A climber by nature, a cop by trade, Antonio has come to Laramie to investigate a young woman’s deadly plunge. But as he digs deeper into the case, Antonio is certain he has found a murder…and a stunning connection to the trial of two men about to be executed for a crime they did not commit. With a beautiful reporter sharing his investigation, he must make a harrowing ascent: up a forbidding mountainside--to bring a killer down from the deadliest kind of high.
PUBLISHERS WEEKLY
McKinzie, a keen climber, portrays the hero of his debut thriller, Wyoming special agent Antonio Burns, as happiest when he is in the wild, hanging by his fingernails from a sheer rock wall.
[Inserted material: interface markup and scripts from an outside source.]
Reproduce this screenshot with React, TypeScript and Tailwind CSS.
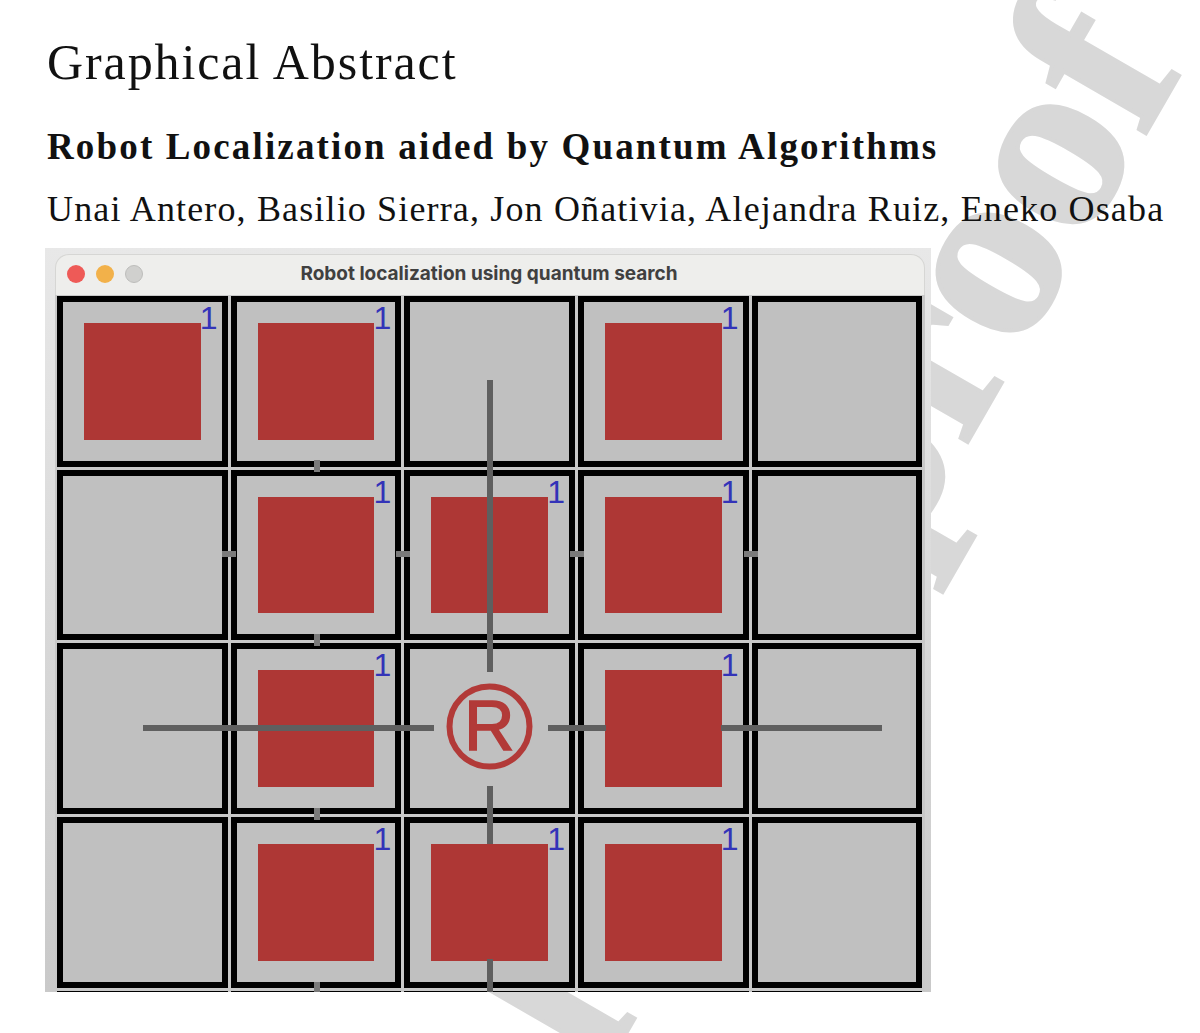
import React from "react";

const grid = [
  [1, 1, 0, 1, 0],
  [0, 1, 1, 1, 0],
  [0, 1, 2, 1, 0],
  [0, 1, 1, 1, 0],
  [0, 0, 0, 0, 0],
];

function Cell({ kind }: { kind: number }) {
  return (
    <div className="relative h-[170.67px] w-[170.67px] border-[6px] border-black bg-[#c0c0c0] p-[21px]">
      {kind === 1 && (
        <>
          <div className="h-full w-full bg-[#ae3735]" />
          <span className="absolute right-[4px] top-[0px] font-['Liberation_Sans'] text-[32px] leading-[32px] text-[#3333b8]">
            1
          </span>
        </>
      )}
    </div>
  );
}

// scan rays and small stubs, in window grid coordinates
function Rays() {
  const rays = [
    [435, 85, 435, 377],
    [435, 491, 435, 549],
    [435, 664, 435, 697],
    [88, 433, 379, 433],
    [493, 433, 551, 433],
    [666, 433, 827, 433],
  ];
  const stubs = [
    [262, 165, 262, 177],
    [262, 339, 262, 351],
    [262, 513, 262, 525],
    [262, 687, 262, 697],
    [167, 259, 181, 259],
    [341, 259, 355, 259],
    [515, 259, 529, 259],
    [689, 259, 703, 259],
  ];
  return (
    <svg className="absolute left-0 top-0" width="870" height="697">
      {rays.map((r, i) => (
        <line key={i} x1={r[0]} y1={r[1]} x2={r[2]} y2={r[3]} stroke="#5f5f5f" strokeWidth="6" />
      ))}
      {stubs.map((r, i) => (
        <line key={i} x1={r[0]} y1={r[1]} x2={r[2]} y2={r[3]} stroke="#7a7a7a" strokeWidth="6" />
      ))}
      <circle cx="434.5" cy="431.5" r="40" fill="none" stroke="#b23a38" strokeWidth="6" />
    </svg>
  );
}

export default function App() {
  return (
    <div className="relative h-[1033px] w-[1200px] overflow-hidden bg-white font-['Liberation_Serif'] text-[#111]">
      {/* Watermark */}
      <span className="absolute right-[16px] top-[-142px] origin-[100%_209px] -rotate-[60deg] whitespace-nowrap text-[250px] font-bold leading-none text-[#d8d8d8] [-webkit-text-stroke:4px_#d8d8d8]">
        Journal Pre-proof
      </span>

      <div className="relative pt-[32px]">
        <h1 className="pl-[47px] text-[50px] font-normal leading-[60px] tracking-[1.9px]">Graphical Abstract</h1>
        <h2 className="mt-[35px] pl-[47px] text-[37px] font-bold leading-[40px] tracking-[2.15px]">
          Robot Localization aided by Quantum Algorithms
        </h2>
        <p className="mt-[21px] pl-[47px] text-[36px] leading-[42px] tracking-[1.15px]">
          Unai Antero, Basilio Sierra, Jon Oñativia, Alejandra Ruiz, Eneko Osaba
        </p>

        {/* Screenshot of the app window */}
        <div className="ml-[45px] mt-[18px] h-[744px] w-[886px] bg-gradient-to-b from-[#e8e8e8] to-[#c9c9c9] pl-[10px] pt-[6px]">
          <div className="w-[870px]">
            <div className="relative flex h-[41px] items-center rounded-t-[14px] border border-b-0 border-[#d6d6d4] bg-[#eeeeec]">
              <div className="absolute left-[11px] top-[10px] flex gap-[11px]">
                <div className="h-[18px] w-[18px] rounded-full bg-[#ee5a57]" />
                <div className="h-[18px] w-[18px] rounded-full bg-[#f2b14a]" />
                <div className="h-[18px] w-[18px] rounded-full border border-[#bdbdbb] bg-[#d0d0ce]" />
              </div>
              <div className="w-full pb-[4px] pr-[2px] text-center font-['Inter'] text-[19px] font-bold leading-none text-[#404040]">
                Robot localization using quantum search
              </div>
            </div>
            <div className="relative h-[697px] overflow-hidden bg-[#c8c8c8] pl-[2px] pt-[1px]">
              <div className="grid grid-cols-[repeat(5,170.67px)] gap-[3px]">
                {grid.flat().map((kind, i) => (
                  <Cell key={i} kind={kind} />
                ))}
              </div>
              <Rays />
              <span className="absolute left-[409px] top-[391px] w-[50px] text-center font-['Liberation_Sans'] text-[70px] leading-[80px] text-[#b23a38] [-webkit-text-stroke:1.5px_#b23a38]">
                R
              </span>
            </div>
          </div>
        </div>
      </div>
    </div>
  );
}
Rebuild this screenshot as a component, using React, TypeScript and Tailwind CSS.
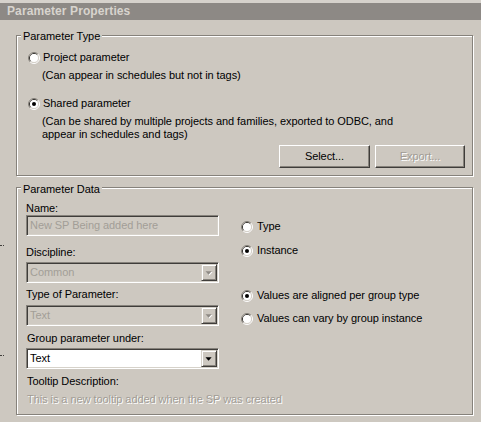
import React from "react";

const BG = "bg-[#cdc8c0]";

function Radio({ checked }: { checked?: boolean }) {
  return (
    <svg width="12" height="12" viewBox="0 0 12 12" className="shrink-0">
      <path d="M2.11 9.89 A5.5 5.5 0 0 1 9.89 2.11" fill="none" stroke="#86827b" strokeWidth="1" />
      <path d="M9.89 2.11 A5.5 5.5 0 0 1 2.11 9.89" fill="none" stroke="#ffffff" strokeWidth="1" />
      <path d="M2.82 9.18 A4.5 4.5 0 0 1 9.18 2.82" fill="none" stroke="#3c3a37" strokeWidth="1" />
      <path d="M9.18 2.82 A4.5 4.5 0 0 1 2.82 9.18" fill="none" stroke="#d6d2ca" strokeWidth="1" />
      <circle cx="6" cy="6" r="4" fill="#ffffff" />
      {checked && <circle cx="6" cy="6" r="2" fill="#000000" />}
    </svg>
  );
}

function RadioRow({ checked, label, gap }: { checked?: boolean; label: string; gap: string }) {
  return (
    <div className={`flex h-[13px] items-center ${gap}`}>
      <Radio checked={checked} />
      <span className="whitespace-nowrap">{label}</span>
    </div>
  );
}

function Arrow({ disabled }: { disabled?: boolean }) {
  return (
    <svg width="16" height="17" viewBox="0 0 16 17">
      {disabled && <path d="M5 8h7l-3.5 4z" fill="#ffffff" />}
      <path d="M4 7h7l-3.5 4z" fill={disabled ? "#8e8a84" : "#000000"} />
    </svg>
  );
}

function Combo({ text, disabled, white }: { text: string; disabled?: boolean; white?: boolean }) {
  return (
    <div
      className={`flex h-[21px] w-[193px] items-center border border-t-[#86827b] border-l-[#86827b] border-r-white border-b-white shadow-[inset_1px_1px_0_#3f3d3a,inset_-1px_-1px_0_#d6d2ca] p-[1px] ${
        white ? "bg-white" : "bg-[#cfcac2]"
      }`}
    >
      <span className={`flex-1 pl-[2px] ${disabled ? "text-[#a29e97]" : "text-black"} whitespace-nowrap`}>{text}</span>
      <div className="flex h-[17px] w-[16px] items-center justify-center border border-t-[#d6d2ca] border-l-[#d6d2ca] border-r-[#3f3d3a] border-b-[#3f3d3a] bg-[#cdc8c0] shadow-[inset_1px_1px_0_#ffffff,inset_-1px_-1px_0_#86827b]">
        <Arrow disabled={disabled} />
      </div>
    </div>
  );
}

function Button({ label, disabled, w }: { label: string; disabled?: boolean; w: string }) {
  return (
    <div
      className={`flex h-[23px] ${w} items-center justify-center border border-t-white border-l-white border-r-[#3f3d3a] border-b-[#3f3d3a] shadow-[inset_-1px_-1px_0_#86827b] ${
        disabled ? "text-[#a19c95] [text-shadow:1px_1px_0_#ffffff]" : "text-black"
      }`}
    >
      {label}
    </div>
  );
}

export default function App() {
  return (
    <div
      className={`relative h-[422px] w-[481px] overflow-hidden ${BG} text-[11px] leading-[13px] tracking-[-0.06px] text-black`}
      style={{ fontFamily: '"Liberation Sans", Arial, sans-serif' }}
    >
      {/* title bar */}
      <div className="flex h-[20px] items-center border-t-[3px] border-t-[#d6d2cc] bg-[#8d8985] pl-[7px] text-[12px] font-bold tracking-[0.1px] text-[#d8d4ce]">
        Parameter Properties
      </div>

      <div className="pl-[16px]">
        {/* Parameter Type group */}
        <div className="relative mt-[15px] h-[141px] w-[457px] border border-[#86827b] shadow-[inset_1px_1px_0_#ffffff,1px_1px_0_#ffffff]">
          <span className={`absolute left-[4px] top-[-6px] px-[2px] ${BG}`}>Parameter Type</span>
          <div className="flex flex-col pl-[11px] pt-[15px]">
            <RadioRow label="Project parameter" gap="gap-[3px]" />
            <div className="ml-[14px] mt-[5px] h-[13px] whitespace-nowrap">(Can appear in schedules but not in tags)</div>
            <div className="mt-[15px]">
              <RadioRow checked label="Shared parameter" gap="gap-[3px]" />
            </div>
            <div className="ml-[14px] mt-[5px] whitespace-nowrap">
              <div className="h-[13px]">(Can be shared by multiple projects and families, exported to ODBC, and</div>
              <div className="h-[13px]">appear in schedules and tags)</div>
            </div>
            <div className="mt-[4px] flex justify-end gap-[5px] pr-[7px]">
              <Button label="Select..." w="w-[91px]" />
              <Button label="Export..." w="w-[90px]" disabled />
            </div>
          </div>
        </div>

        {/* Parameter Data group */}
        <div className="relative mt-[11px] h-[228px] w-[457px] border border-[#86827b] shadow-[inset_1px_1px_0_#ffffff,1px_1px_0_#ffffff]">
          <span className={`absolute left-[4px] top-[-5px] px-[2px] ${BG}`}>Parameter Data</span>
          <div className="flex">
            <div className="ml-[9px] flex w-[193px] flex-col pt-[14px]">
              <div className="h-[13px]">Name:</div>
              <div className="flex h-[21px] w-[193px] items-center border border-t-[#86827b] border-l-[#86827b] border-r-white border-b-white bg-[#cfcac2] pl-[3px] text-[#a29e97] shadow-[inset_1px_1px_0_#3f3d3a,inset_-1px_-1px_0_#d6d2ca]">
                New SP Being added here
              </div>
              <div className="mt-[10px] h-[13px]">Discipline:</div>
              <div className="mt-[3px]">
                <Combo text="Common" disabled />
              </div>
              <div className="mt-[5px] h-[13px]">Type of Parameter:</div>
              <div className="mt-[4px]">
                <Combo text="Text" disabled />
              </div>
              <div className="mt-[6px] h-[13px] pl-[1px]">Group parameter under:</div>
              <div className="mt-[3px]">
                <Combo text="Text" white />
              </div>
              <div className="mt-[6px] h-[13px] pl-[1px]">Tooltip Description:</div>
              <div className="mt-[5px] h-[13px] whitespace-nowrap pl-[1px] text-[#a19c95] [text-shadow:1px_1px_0_#ffffff]">
                This is a new tooltip added when the SP was created
              </div>
            </div>
            <div className="ml-[22px] flex flex-col pt-[32px]">
              <RadioRow label="Type" gap="gap-[4px]" />
              <div className="mt-[11px]">
                <RadioRow checked label="Instance" gap="gap-[4px]" />
              </div>
              <div className="mt-[32px]">
                <RadioRow checked label="Values are aligned per group type" gap="gap-[4px]" />
              </div>
              <div className="mt-[10px]">
                <RadioRow label="Values can vary by group instance" gap="gap-[4px]" />
              </div>
            </div>
          </div>
        </div>
      </div>

      {/* stray marks at the left edge */}
      <span className="absolute left-0 top-[245px] h-[1px] w-[4px] border-t border-dotted border-[#3f3d3a]" />
      <span className="absolute left-0 top-[355px] h-[1px] w-[4px] border-t border-dotted border-[#3f3d3a]" />
    </div>
  );
}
The problem is, he has to deal with life on level ground: he's in trouble for shooting three drug dealers in self-defense, his wild but cherished brother is in jail and the redneck local law officers he has to deal with are trying to railroad a pair of innocent lowlifes to the chair. In addition, he's looking into the fatal fall off a cliff of a young woman who had been partying with the son of an ambitious DA. McKinzie knows his wild Wyoming, and also how to keep things moving briskly. Burns, who is soon on the track of a rogue climber who likes to surround himself with pretty girls and potheads, takes his share of knocks along the way, and there is a nail-biting if not entirely convincing climax on a mountain in a storm. But as often happens with first novels, it's overplotted: there's simply too much going on at once, and poor Burns gets badly beaten at least once too often to convince a reader that he could even stand up, let alone get up a tough rock face in the dark solo; his jailed brother plays an unexpected and not too believable role at a pivotal moment; and the on-again, off-again romance with a glamorous reporter seems more dutiful than organic. Still, this gets good marks for ringing a change or two on the chase thriller, and we're now promised a prequel, starring the same gutsy hero.